Task prompt: Output every line exactly as written. Leave out pictures.
"""
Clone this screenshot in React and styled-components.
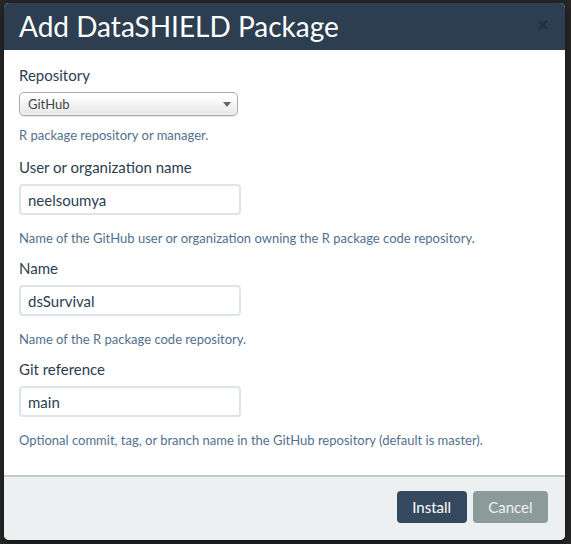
import React from "react";
import styled, { createGlobalStyle } from "styled-components";

const GlobalStyle = createGlobalStyle`
  html, body {
    margin: 0;
    padding: 0;
    background: #272727;
  }
  body {
    font-family: Lato, "Open Sans", sans-serif;
    color: #2c3e50;
  }
  * {
    box-sizing: border-box;
  }
`;

const fields = [
  {
    label: "User or organization name",
    value: "neelsoumya",
    help: "Name of the GitHub user or organization owning the R package code repository.",
  },
  {
    label: "Name",
    value: "dsSurvival",
    help: "Name of the R package code repository.",
  },
  {
    label: "Git reference",
    value: "main",
    help: "Optional commit, tag, or branch name in the GitHub repository (default is master).",
  },
];

export default function App() {
  return (
    <>
      <GlobalStyle />
      <Backdrop>
        <Modal>
          <Header>
            <Title>Add DataSHIELD Package</Title>
            <Close>×</Close>
          </Header>
          <Body>
            <Group $bottom={13}>
              <Label>Repository</Label>
              <Select>
                <span>GitHub</span>
                <Caret />
              </Select>
              <Help $top={10}>R package repository or manager.</Help>
            </Group>
            {fields.map(f => (
              <Group key={f.label} $bottom={11}>
                <Label>{f.label}</Label>
                <Input defaultValue={f.value} />
                <Help $top={14}>{f.help}</Help>
              </Group>
            ))}
          </Body>
          <Footer>
            <Button $primary>Install</Button>
            <Button>Cancel</Button>
          </Footer>
        </Modal>
      </Backdrop>
    </>
  );
}

const Backdrop = styled.div`
  width: 571px;
  height: 544px;
  padding: 3px 6px 4px 4px;
  background: #272727;
`;

const Modal = styled.div`
  width: 561px;
  height: 537px;
  background: #fff;
  border-radius: 5px;
  overflow: hidden;
  display: flex;
  flex-direction: column;
  box-shadow: 0 3px 9px rgba(0, 0, 0, 0.5);
`;

const Header = styled.div`
  height: 47px;
  background: #2c3e50;
  display: flex;
  align-items: center;
  justify-content: space-between;
  padding: 0 16px 0 15px;
`;

const Title = styled.h4`
  margin: 0;
  font-size: 28px;
  font-weight: 400;
  color: #fff;
  line-height: 1;
  margin-top: -1px;
`;

const Close = styled.span`
  font-size: 21px;
  font-weight: 700;
  color: #000;
  opacity: 0.2;
  line-height: 1;
  margin-top: -7px;
`;

const Body = styled.div`
  flex: 1;
  padding: 15px 15px 0;
`;

const Group = styled.div`
  margin-bottom: ${p => p.$bottom}px;
`;

const Label = styled.label`
  display: block;
  font-size: 15px;
  line-height: 21px;
  margin-bottom: 6px;
  color: #2c3e50;
`;

const Select = styled.div`
  width: 219px;
  height: 24px;
  border: 1px solid #aaa;
  border-radius: 5px;
  background: linear-gradient(to bottom, #fff 20%, #f4f4f4 50%, #e6e6e6 100%);
  box-shadow: 0 0 3px #fff inset, 0 1px 1px rgba(0, 0, 0, 0.1);
  display: flex;
  align-items: center;
  justify-content: space-between;
  padding: 0 6px 0 8px;
  font-size: 13px;
  color: #444;
`;

const Caret = styled.span`
  width: 0;
  height: 0;
  border-left: 4px solid transparent;
  border-right: 4px solid transparent;
  border-top: 5px solid #666;
  margin-top: 1px;
`;

const Input = styled.input`
  display: block;
  width: 222px;
  height: 31px;
  border: 2px solid #dce4ec;
  border-radius: 4px;
  padding: 0 7px;
  font-family: Lato, "Open Sans", sans-serif;
  font-size: 15px;
  color: #2c3e50;
  outline: none;
`;

const Help = styled.p`
  margin: ${p => p.$top}px 0 0;
  font-size: 13px;
  line-height: 18px;
  color: #52708f;
`;

const Footer = styled.div`
  border-top: 2px solid #c3c8cb;
  background: #ecf0f1;
  height: 65px;
  display: flex;
  justify-content: flex-end;
  align-items: flex-start;
  gap: 6px;
  padding: 14px 17px 0 0;
`;

const Button = styled.button`
  height: 32px;
  padding: 0 15.5px;
  border: 0;
  border-radius: 4px;
  font-family: Lato, "Open Sans", sans-serif;
  font-size: 15px;
  color: ${p => (p.$primary ? "#fff" : "#eef2f2")};
  background: ${p => (p.$primary ? "#34495e" : "#8c9a99")};
`;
"""
Solution below:
Clone this screenshot in React and styled-components.
import React from "react";
import styled, { createGlobalStyle } from "styled-components";

const GlobalStyle = createGlobalStyle`
  html, body {
    margin: 0;
    padding: 0;
    background: #272727;
  }
  body {
    font-family: Lato, "Open Sans", sans-serif;
    color: #2c3e50;
  }
  * {
    box-sizing: border-box;
  }
`;

const fields = [
  {
    label: "User or organization name",
    value: "neelsoumya",
    help: "Name of the GitHub user or organization owning the R package code repository.",
  },
  {
    label: "Name",
    value: "dsSurvival",
    help: "Name of the R package code repository.",
  },
  {
    label: "Git reference",
    value: "main",
    help: "Optional commit, tag, or branch name in the GitHub repository (default is master).",
  },
];

export default function App() {
  return (
    <>
      <GlobalStyle />
      <Backdrop>
        <Modal>
          <Header>
            <Title>Add DataSHIELD Package</Title>
            <Close>×</Close>
          </Header>
          <Body>
            <Group $bottom={13}>
              <Label>Repository</Label>
              <Select>
                <span>GitHub</span>
                <Caret />
              </Select>
              <Help $top={10}>R package repository or manager.</Help>
            </Group>
            {fields.map(f => (
              <Group key={f.label} $bottom={11}>
                <Label>{f.label}</Label>
                <Input defaultValue={f.value} />
                <Help $top={14}>{f.help}</Help>
              </Group>
            ))}
          </Body>
          <Footer>
            <Button $primary>Install</Button>
            <Button>Cancel</Button>
          </Footer>
        </Modal>
      </Backdrop>
    </>
  );
}

const Backdrop = styled.div`
  width: 571px;
  height: 544px;
  padding: 3px 6px 4px 4px;
  background: #272727;
`;

const Modal = styled.div`
  width: 561px;
  height: 537px;
  background: #fff;
  border-radius: 5px;
  overflow: hidden;
  display: flex;
  flex-direction: column;
  box-shadow: 0 3px 9px rgba(0, 0, 0, 0.5);
`;

const Header = styled.div`
  height: 47px;
  background: #2c3e50;
  display: flex;
  align-items: center;
  justify-content: space-between;
  padding: 0 16px 0 15px;
`;

const Title = styled.h4`
  margin: 0;
  font-size: 28px;
  font-weight: 400;
  color: #fff;
  line-height: 1;
  margin-top: -1px;
`;

const Close = styled.span`
  font-size: 21px;
  font-weight: 700;
  color: #000;
  opacity: 0.2;
  line-height: 1;
  margin-top: -7px;
`;

const Body = styled.div`
  flex: 1;
  padding: 15px 15px 0;
`;

const Group = styled.div`
  margin-bottom: ${p => p.$bottom}px;
`;

const Label = styled.label`
  display: block;
  font-size: 15px;
  line-height: 21px;
  margin-bottom: 6px;
  color: #2c3e50;
`;

const Select = styled.div`
  width: 219px;
  height: 24px;
  border: 1px solid #aaa;
  border-radius: 5px;
  background: linear-gradient(to bottom, #fff 20%, #f4f4f4 50%, #e6e6e6 100%);
  box-shadow: 0 0 3px #fff inset, 0 1px 1px rgba(0, 0, 0, 0.1);
  display: flex;
  align-items: center;
  justify-content: space-between;
  padding: 0 6px 0 8px;
  font-size: 13px;
  color: #444;
`;

const Caret = styled.span`
  width: 0;
  height: 0;
  border-left: 4px solid transparent;
  border-right: 4px solid transparent;
  border-top: 5px solid #666;
  margin-top: 1px;
`;

const Input = styled.input`
  display: block;
  width: 222px;
  height: 31px;
  border: 2px solid #dce4ec;
  border-radius: 4px;
  padding: 0 7px;
  font-family: Lato, "Open Sans", sans-serif;
  font-size: 15px;
  color: #2c3e50;
  outline: none;
`;

const Help = styled.p`
  margin: ${p => p.$top}px 0 0;
  font-size: 13px;
  line-height: 18px;
  color: #52708f;
`;

const Footer = styled.div`
  border-top: 2px solid #c3c8cb;
  background: #ecf0f1;
  height: 65px;
  display: flex;
  justify-content: flex-end;
  align-items: flex-start;
  gap: 6px;
  padding: 14px 17px 0 0;
`;

const Button = styled.button`
  height: 32px;
  padding: 0 15.5px;
  border: 0;
  border-radius: 4px;
  font-family: Lato, "Open Sans", sans-serif;
  font-size: 15px;
  color: ${p => (p.$primary ? "#fff" : "#eef2f2")};
  background: ${p => (p.$primary ? "#34495e" : "#8c9a99")};
`;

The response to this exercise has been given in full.